我们战友五人在矿区的食堂里吃了面条,政治部宣传处的张干事留了三块钱和两斤粮票放在桌上,用碗压住。我们去了厕所解决了个人问题。再次列队上车等待。又等了四五个小时,天色渐暗。依然没有等来半点消息。正当宣传处的张干事准备下车去询问时,那个小领导又走了过来,后面还跟着个穿着白衬衣打着一条红色条纹领带的步履蹒跚的中年男人,腋下夹着个小包。当车门打开那一刹那,一股浓烈的酒气扑面而来。
那个小领导把头靠近车门,依然讪笑着对我们说:解放军同志,真对不起,外资领导对我们矿区考察很满意,原本今晚用来作报告的礼堂临时改成了舞厅,正在举行舞会。英模报告会可能只有等下次了,哦,这位是我们矿区的潘经理,他刚知道你们到来,心里很是过意不去,特意过来对你们表示歉意。只见那个中年男人走上前来,打了个酒嗝,对宣传干事说:解放军同志,你们守护边疆辛苦了,要不然你们也到我们礼堂里去坐一坐?政治部宣传干事义正严词的拒绝了他,只见潘经理从小包里拿出了一叠10元的大团结,我瞟了一眼,应该会有四五十张。就想递给宣传干事,有气无力的说着:解,放军同志,你们辛苦,这点心意给你们这些大头兵,不,同志们去改善下伙食吧,我们这里抽不开身,招待不周啊……

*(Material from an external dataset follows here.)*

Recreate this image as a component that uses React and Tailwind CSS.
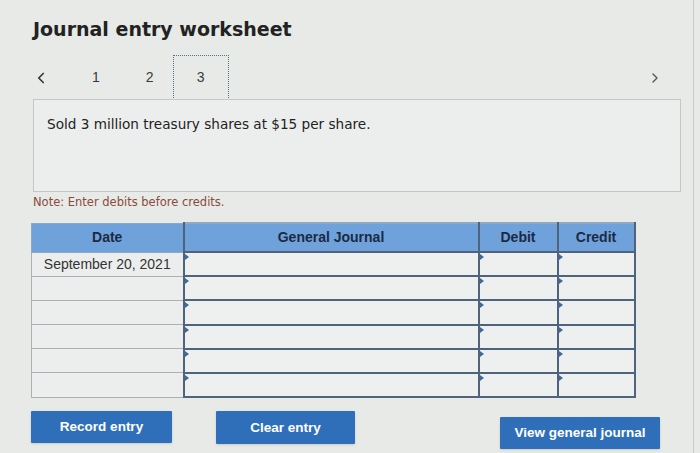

宣传干事拒绝了潘经理的好意,对小领导说:同志,我们先走了!说着敬了个军礼。在回招待所的路上,我们五个人一言不发,只有汽车马达的轰鸣声。突然有位战友说:我不想再作英模报告了,我想回阵地!这又何尝不是我的想法呢?出来五天了,感觉社会怎么和部队完全不一样,怎么就没有那份真挚的战友情了呢?我心里五味杂陈。反复想着理解万岁这句话,到底是让潘经理他们去理解我们这些守阵地撒热血的战士,还是让我们战士去理解他们呢?张干事说,明天我们还有最后两场报告会,英雄们就可以回阵地了。我在想,英雄这个词我不敢当,当时我们驻守在前线的战士每月津贴10元,生活补助在1984年时是六角一天,到了1987年涨到了每天一元,一个月就是30元,还有战争费5元,防炮费5元,我一个月的津贴就是50元。而潘经理一把就能掏出几乎我一年的津贴。我不是英雄,因为我还活着,想想烈士们才是真正的英雄啊!但烈士牺牲后的抚恤金……
就像高山下的花环里的梁三喜连长,还要用自己的抚恤金去还债。但军人的选择我无怨无悔。我向张干事借了两块钱,抽了个空,赶到供销社去称了些糖果,用黄纸包好,准备带上猫耳洞去,分给大家,猫耳洞里的战士太苦了。最后一天的英模报告,台下座无虚席,时而掌声雷动,时而抽泣声四起,但我却总是分神。报告会结束后,已是深夜,我们坐着车连夜往文山赶去,一想到,明天就能见到小梁,小吴他们,我按捺不住内心的激动。但我又在想,连长说得对,仗不可能永远打下去,当战争结束后,我们这些战士回到地方又该如何面对这些人情世故呢?唉!前方猫耳洞还不知道副指导员他们怎么样了?车到了师部门口,已是万籁俱寂,我提着糖果就要往连部赶去,连部距师部还有八九公里。宣传干事留我在师部待一晚,说:晚上也上不了阵地。我说:我先到连部去,这样挨阵地近一些,我也放心。张干事给我敬了个标准的军礼,对我说:战友保重!我回礼后刚要转身离去,突然想起了借他的两块钱,看他已经走出几步远,我说:张干事,我借你的两块钱回头我下阵地时还给你,如果……我,牺牲…… 我见他背朝着我,低下头,右手举过头顶晃动着,用明显带着哭腔的声音说:战友保重!
这些糖是我请前线的战士们吃的!你不欠我钱!兄弟,一定要活着回来!这就是最真实的战友情。没有豪言壮语,也没有气壮山河,只有眼眶里默默涌出的泪花,我抹了一把脸上的泪水大步往连部赶去。